I believe the political, social, cultural and religious movements of the early twenty-first century indicate that we entered a new season; a kairos to use a New Testament word. This new movement is one in which oneness among Christians is starting to gain serious traction and spread out into the highways and byways of ordinary daily social and cultural life. (I think this especially true as we see civility and unity eroding in political and social ways.) Could we even think of this present season as a time of “over seeding” since the first wave of this seedtime movement began over a hundred years ago? What do I mean?
God has been developing a movement of oneness for more than a hundred years now. In the wake of Christian brother rising up against Christian brother, in the eleventh and sixteenth centuries in particular, a time for healing began early in the last century. This healing began to develop when missionaries met one another in far away places and realized the divisions among Christians hindered their work of seed sowing in non-Christian soil. This awareness prompted these visionary and serious missionaries to convene a conference to discuss what was wrong and to seek answers. What followed was a century of ecumenical history and movements, often producing some of the finest theological writing in centuries. As Christians listened and learned from one another hard ground was broken up. We learned how to seek unity while we better understood our diversity. We saw new theological paradigms that gave us hope for the modern era. We did not see union of our diverse churches as our end, though some efforts led to unions. (An example can be seen in the work of Lesslie Newbigin in South India in bringing several Protestant churches together into the new Church of South India.) Rather we longed to end the Christian conflicts and find new ways to love and embrace one another in the one Lord Jesus Christ. If union then came it was the result of this movement of unity.
Now, in the twenty-first century, seedtime is dawning. Some feel that we entered an “ecumenical winter” over the last several decades of the previous century. Maybe. Maybe not. I think, whatever happened, our “new” reality is more powerful than the old.

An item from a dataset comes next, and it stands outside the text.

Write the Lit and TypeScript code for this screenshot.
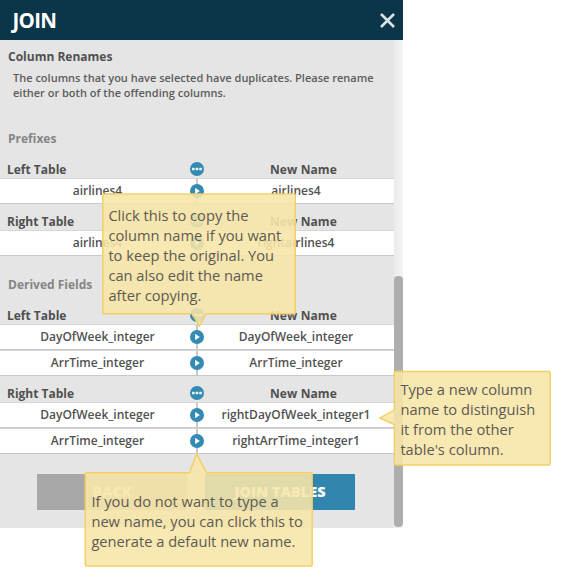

No longer are theologians and leaders doing the real lifting in the call to unity. This work is now happening among the laos, the whole people of God. Such people movements are powerful and bring about real change if nurtured and understood.
I believe this people movement began toward the end of the last century. During this time the Holy Spirit spoke to me about what God was doing in the world. In 1998 I first clearly saw what I still cannot explain. But I knew God was calling me, and many others as I followed and listened, to lay down everything else for the sake of unity among brothers and sisters. My life has thus become a single seed sown in God’s field. I once desired fame, all for the kingdom of God I told myself. I now realize that such desire was entirely carnal, if not destructive. What I was made for was God’s glory, and his glory in me is to encourage a movement that is in seedtime. I can do this for the rest of my life and die a happy and satisfied person.
Today my life is singularly focused on sowing divine seed into a movement of the Spirit that is only beginning to develop. Most still do not see this movement as a powerful force for deep and abiding change. I see it as such and will continue to attempt some explanations and ideas about it. But I have no doubt that this is “seedtime” for missional-ecumenism. I humbly invite you to join me in any way that you are called to embrace this movement. Come join me and give your life over to sowing the seed of love and oneness everywhere (Ephesians 4:4-6, Galatians 3:26-29; John 17:21-24).